- RECORDED INFORMATION
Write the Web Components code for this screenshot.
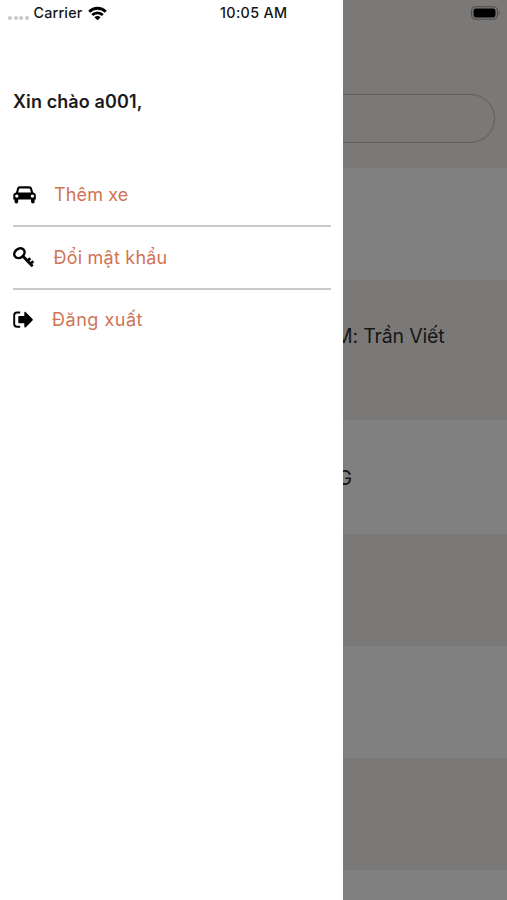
<!DOCTYPE html>
<html lang="vi">
<head>
<meta charset="utf-8">
<title>Menu</title>
<style>
body{margin:0;background:#808080;font-family:Inter,"Liberation Sans",sans-serif;overflow:hidden}
</style>
</head>
<body>
<app-screen></app-screen>
<script>
const define = (name, html, init) => customElements.define(name, class extends HTMLElement {
  connectedCallback() {
    if (this.shadowRoot) return;
    this.attachShadow({ mode: 'open' }).innerHTML = html;
    if (init) init(this);
  }
});

/* One line of text whose tracking is set so that it spans the given width. */
define('tracked-text', `<style>
:host{display:block;white-space:nowrap;line-height:24px}
span{display:inline-block}
</style><span><slot></slot></span>`, el => {
  const span = el.shadowRoot.querySelector('span');
  const n = [...el.textContent].length;
  const w = span.getBoundingClientRect().width;
  span.style.letterSpacing = ((+el.getAttribute('span') - w) / n) + 'px';
});

define('menu-icon', `<style>
:host{display:block;width:24px;height:24px;flex:none}
svg{display:none;width:24px;height:24px;overflow:visible}
:host([name=car]) .car,:host([name=key]) .key,:host([name=exit]) .exit{display:block}
</style>
<svg class="car" viewBox="0 0 24 24"><path fill-rule="evenodd" d="M6.8 3.3H16.2C17.8 3.3 18.6 4 19 5.3L20.2 9.5C22 9.8 22.8 11.1 22.8 12.8V16.5H21.7V18.5C21.7 21.1 18 21.1 18 18.5V16.5H5.2V18.5C5.2 21.1 1.5 21.1 1.5 18.5V16.5H.3V12.8C.3 11.1 1.2 9.8 3 9.5L4.1 5.3C4.5 4 5.3 3.3 6.8 3.3ZM7 5.4C6.4 5.4 6.1 5.7 6 6.2L5.2 9.4H18L17.1 6.2C17 5.7 16.7 5.4 16.1 5.4ZM3.8 11.4A1.7 1.7 0 1 0 3.8 14.8A1.7 1.7 0 1 0 3.8 11.4ZM19.4 11.4A1.7 1.7 0 1 0 19.4 14.8A1.7 1.7 0 1 0 19.4 11.4Z"/></svg>
<svg class="key" viewBox="0 0 24 24" fill="none" stroke="#000" stroke-width="2.5"><ellipse cx="6.4" cy="8.2" rx="5.5" ry="4.4" transform="rotate(-38 6.4 8.2)"/><path d="M9.7 11.1L19.6 21.2M14.4 16L17.3 13.3M17.4 18.8L20.3 16.3" stroke-width="2.8"/></svg>
<svg class="exit" viewBox="0 0 24 24"><path d="M7.2 4.5H4C2.2 4.5 1.2 5.5 1.2 7.2V16C1.2 17.7 2.2 18.7 4 18.7H7.2" fill="none" stroke="#000" stroke-width="1.9"/><path d="M6 8.1H11.3V4.8C11.3 3.7 12.2 3.6 12.8 4.2L19.5 10.9Q20.2 11.7 19.5 12.5L12.8 19.2C12.2 19.8 11.3 19.7 11.3 18.6V15.3H6Q5.3 15.3 5.3 14.6V8.8Q5.3 8.1 6 8.1Z"/></svg>`);

define('menu-item', `<style>
:host{display:flex;align-items:center;height:60.5px;border-bottom:2px solid #c9c9c9;color:#d07355;font-size:18px}
:host([last]){border-bottom:0}
.label{margin-left:var(--gap,17px);padding-top:.6px}
</style><slot name="icon"></slot><div class="label"><slot></slot></div>`);

define('side-drawer', `<style>
:host{display:block;position:absolute;left:0;top:0;width:343px;height:900px;background:#fff;box-sizing:border-box;padding:90px 12px 0 13px}
.hello{color:#1b191a;font-size:18px;font-weight:600;margin-bottom:50.5px}
</style>
<div class="hello"><tracked-text span="129.5">Xin chào a001,</tracked-text></div>
<menu-item><menu-icon slot="icon" name="car"></menu-icon><tracked-text span="74.5">Thêm xe</tracked-text></menu-item>
<menu-item style="--gap:16.5px"><menu-icon slot="icon" name="key"></menu-icon><tracked-text span="114">Đổi mật khẩu</tracked-text></menu-item>
<menu-item last style="--gap:15px"><menu-icon slot="icon" name="exit"></menu-icon><tracked-text span="91">Đăng xuất</tracked-text></menu-item>`);

define('list-row', `<style>
:host{display:flex;box-sizing:border-box;flex:none;align-items:center;background:#808080;color:#161616;font-size:19.5px;padding-left:340px}
:host([shade]){background:#7b7977}
</style><slot></slot>`);

define('search-box', `<style>
:host{display:block;box-sizing:border-box;width:483px;height:49px;margin:94px 12px 0;border:1px solid #5e5d5b;border-radius:25px}
</style>`);

define('list-page', `<style>
:host{display:flex;flex-direction:column;height:900px;overflow:hidden}
header{height:168px;flex:none;background:#7b7977;display:flex;align-items:flex-start}
</style>
<header><search-box></search-box></header>
<list-row style="height:112px"></list-row>
<list-row shade style="height:140px;padding-left:335px;padding-bottom:28px"><tracked-text span="109.5">M: Trần Viết</tracked-text></list-row>
<list-row style="height:114px;padding-left:337.5px;padding-top:2px"><tracked-text span="15">G</tracked-text></list-row>
<list-row shade style="height:112px"></list-row>
<list-row style="height:112px"></list-row>
<list-row shade style="height:112px"></list-row>
<list-row style="height:30px"></list-row>`);

define('status-bar', `<style>
:host{position:absolute;left:0;top:0;width:507px;height:26px;display:flex;align-items:center;box-sizing:border-box;padding:0 6px 0 8px;color:#151515;font-size:14.3px;font-weight:500}
.dots{display:flex;gap:1.5px;margin:9px 5px 0 0}
.dots i{width:4px;height:4px;border-radius:2px;background:#c8c8c8}
.wifi{width:19px;height:15px;margin-left:5px}
.time{margin-left:113.5px}
.battery{width:31px;height:14px;margin-left:auto}
</style>
<div class="dots"><i></i><i></i><i></i><i></i></div>
<tracked-text span="49">Carrier</tracked-text>
<svg class="wifi" viewBox="0 0 19 15"><g fill="none" stroke="#000" stroke-width="2.8"><path d="M1.2 5.7C5.8 1.1 13.2 1.1 17.8 5.7"/><path d="M4.2 9C7.2 6.1 11.8 6.1 14.8 9"/></g><path d="M9.5 14.2L6.4 11.3C8.2 9.7 10.8 9.7 12.6 11.3Z"/></svg>
<div class="time"><tracked-text span="67.5">10:05 AM</tracked-text></div>
<svg class="battery" viewBox="0 0 31 14"><rect x="1.6" y=".7" width="25.8" height="12.6" rx="4" fill="none" stroke="#4d4c4b" stroke-width="1.1"/><rect x="3.5" y="2.6" width="22" height="8.8" rx="2.3"/><path d="M28.6 4.8Q30.6 7 28.6 9.2Z" fill="#4d4c4b"/></svg>`);

define('app-screen', `<style>
:host{display:block;position:relative;width:507px;height:900px;overflow:hidden}
</style><list-page></list-page><side-drawer></side-drawer><status-bar></status-bar>`);
</script>
</body>
</html>
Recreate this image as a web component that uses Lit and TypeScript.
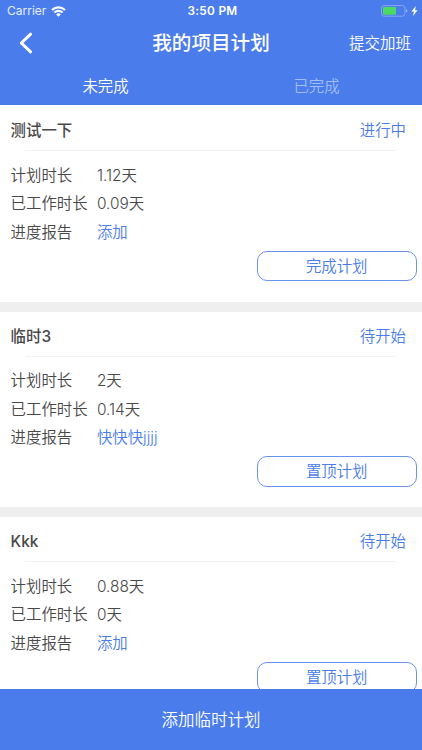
import { LitElement, html, css } from "lit";
import { customElement, property } from "lit/decorators.js";

interface Plan {
  name: string;
  status: string;
  planned: string;
  worked: string;
  report: string;
  action: string;
}

const PLANS: Plan[] = [
  { name: "测试一下", status: "进行中", planned: "1.12天", worked: "0.09天", report: "添加", action: "完成计划" },
  { name: "临时3", status: "待开始", planned: "2天", worked: "0.14天", report: "快快快jjjj", action: "置顶计划" },
  { name: "Kkk", status: "待开始", planned: "0.88天", worked: "0天", report: "添加", action: "置顶计划" },
];

@customElement("status-bar")
export class StatusBar extends LitElement {
  static styles = css`
    :host {
      display: grid;
      grid-template-columns: 1fr auto 1fr;
      align-items: center;
      height: 22px;
      padding: 0 4px 0 7px;
      color: #fff;
      font-size: 12.4px;
      line-height: 22px;
    }
    .left, .right { display: flex; align-items: center; }
    .left { gap: 5px; color: #e6eeff; font-size: 12px; font-weight: 400; }
    .right { justify-content: flex-end; gap: 3px; }
    .time { font-weight: 600; font-size: 11.8px; letter-spacing: 0.3px; }
    svg { display: block; }
  `;

  render() {
    return html`
      <div class="left">
        <span>Carrier</span>
        <svg width="15" height="11" viewBox="0 0 15 11" fill="none" stroke="#fff" stroke-width="2.1">
          <path d="M1 4.1a9.2 9.2 0 0 1 13 0" />
          <path d="M3.4 6.6a5.8 5.8 0 0 1 8.2 0" />
          <path d="M7.5 10.7 5.2 8.4a3.3 3.3 0 0 1 4.6 0z" fill="#fff" stroke="none" />
        </svg>
      </div>
      <div class="time">3:50 PM</div>
      <div class="right">
        <svg width="27" height="12" viewBox="0 0 27 12">
          <rect x="0.5" y="0.6" width="23.4" height="10.6" rx="2.6" fill="none" stroke="#86a8f2" />
          <rect x="2" y="2.1" width="13" height="7.6" rx="1" fill="#4cd964" />
          <path d="M25.1 4.1c1.6.5 1.6 3.1 0 3.6z" fill="#a4bdf5" />
        </svg>
        <svg width="7" height="10" viewBox="0 0 7 10">
          <path d="M4.9 0 0.3 5.5h2.6L1.9 10l4.8-5.8H4z" fill="#fff" />
        </svg>
      </div>
    `;
  }
}

@customElement("plan-card")
export class PlanCard extends LitElement {
  static styles = css`
    :host {
      display: block;
      box-sizing: border-box;
      height: 195.7px;
      background: #fff;
      color: #484848;
      font-size: 15.4px;
    }
    .head {
      display: flex;
      justify-content: space-between;
      height: 44px;
      padding: 0 16px 0 10.6px;
      line-height: 50.6px;
    }
    .name { font-weight: 500; }
    .status, .link { color: #4a7cea; }
    .rule { height: 1px; margin: 0 26px; background: #f3f3f3; }
    .rows { padding: 10.5px 0 0 10.6px; }
    .row { display: flex; height: 28.6px; line-height: 28.6px; }
    .label { width: 86.3px; }
    .action {
      box-sizing: border-box;
      width: 160px;
      height: 30.6px;
      margin: 3.3px 5.3px 0 auto;
      border: 1px solid #6a93ee;
      border-radius: 10px;
      color: #4a7cea;
      line-height: 29.4px;
      text-align: center;
    }
  `;

  @property({ attribute: false }) plan!: Plan;

  render() {
    const p = this.plan;
    return html`
      <div class="head"><span class="name">${p.name}</span><span class="status">${p.status}</span></div>
      <div class="rule"></div>
      <div class="rows">
        <div class="row"><span class="label">计划时长</span><span>${p.planned}</span></div>
        <div class="row"><span class="label">已工作时长</span><span>${p.worked}</span></div>
        <div class="row"><span class="label">进度报告</span><span class="link">${p.report}</span></div>
      </div>
      <div class="action">${p.action}</div>
    `;
  }
}

@customElement("app-root")
export class AppRoot extends LitElement {
  static styles = css`
    :host {
      display: flex;
      flex-direction: column;
      height: 750px;
      overflow: hidden;
      background: #efefef;
      font-family: Inter, "Noto Sans CJK SC", sans-serif;
      font-weight: 350;
    }
    .top { flex: none; height: 105px; border-bottom: 1px solid #fff; background: #4a7ceb; background-clip: padding-box; color: #fff; }
    .nav {
      display: grid;
      grid-template-columns: 1fr auto 1fr;
      align-items: center;
      height: 42px;
      padding: 0 11px 0 19px;
    }
    .back { display: block; }
    .title { font-size: 19.6px; font-weight: 500; padding-right: 8px; margin-top: -3px; }
    .submit { justify-self: end; font-size: 15.5px; margin-top: -2px; }
    .tabs { display: grid; grid-template-columns: 1fr 1fr; height: 41px; line-height: 46px; font-size: 15.4px; text-align: center; }
    .done { color: #a3bdf5; }
    .list {
      flex: 1;
      min-height: 0;
      overflow: hidden;
      display: flex;
      flex-direction: column;
      gap: 10px;
    }
    .list plan-card { flex: none; }
    .add { flex: none; height: 61.5px; line-height: 62px; background: #4a7ceb; color: #fff; font-size: 16.5px; text-align: center; }
  `;

  render() {
    return html`
      <div class="top">
        <status-bar></status-bar>
        <div class="nav">
          <svg class="back" width="14" height="22" viewBox="0 0 14 22" fill="none" stroke="#fff" stroke-width="3" stroke-linecap="round" stroke-linejoin="round">
            <path d="M11.6 2.2 2.3 11l9.3 8.8" />
          </svg>
          <div class="title">我的项目计划</div>
          <div class="submit">提交加班</div>
        </div>
        <div class="tabs"><span>未完成</span><span class="done">已完成</span></div>
      </div>
      <div class="list">${PLANS.map((p) => html`<plan-card .plan=${p}></plan-card>`)}</div>
      <div class="add">添加临时计划</div>
    `;
  }
}
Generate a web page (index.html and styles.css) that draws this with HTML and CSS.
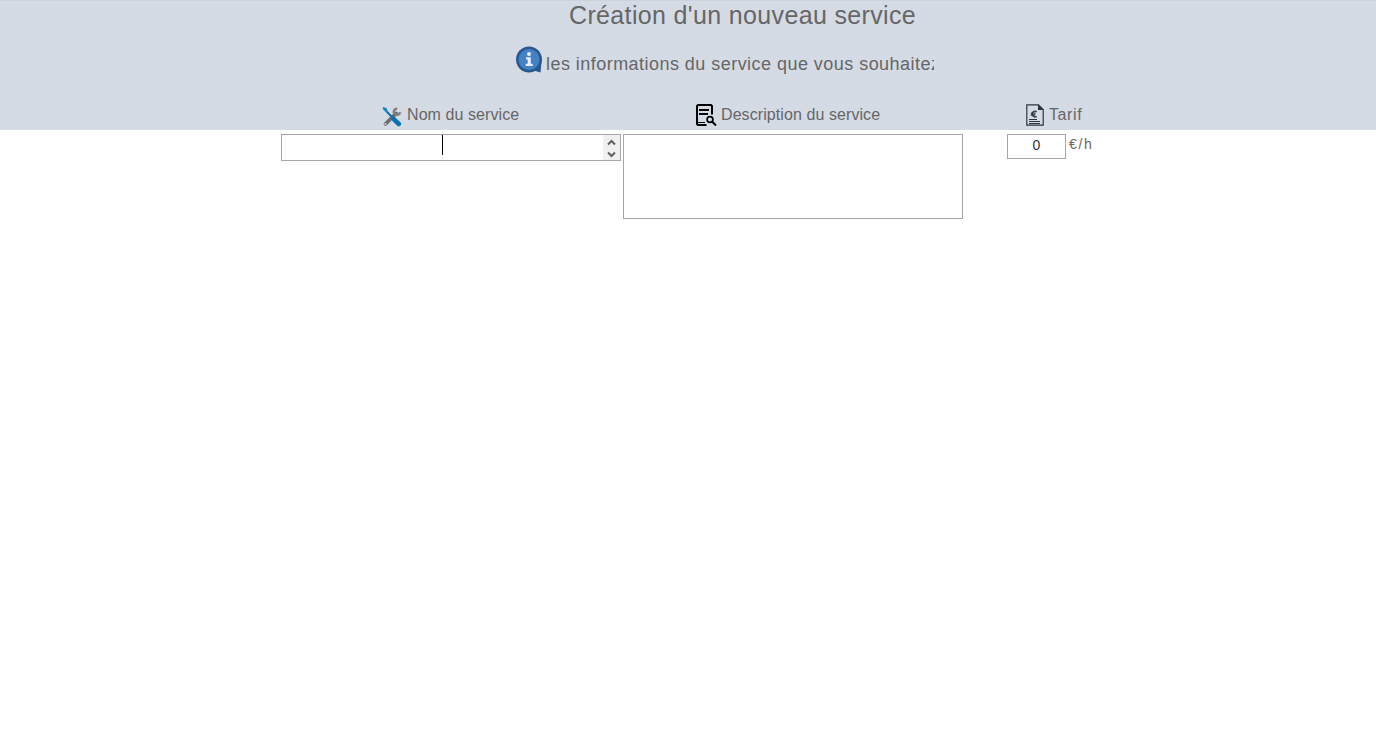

- YOUR GOAL
Looking at the entries above, state how many lines contain "page"; give the number alone.

- RESULT
3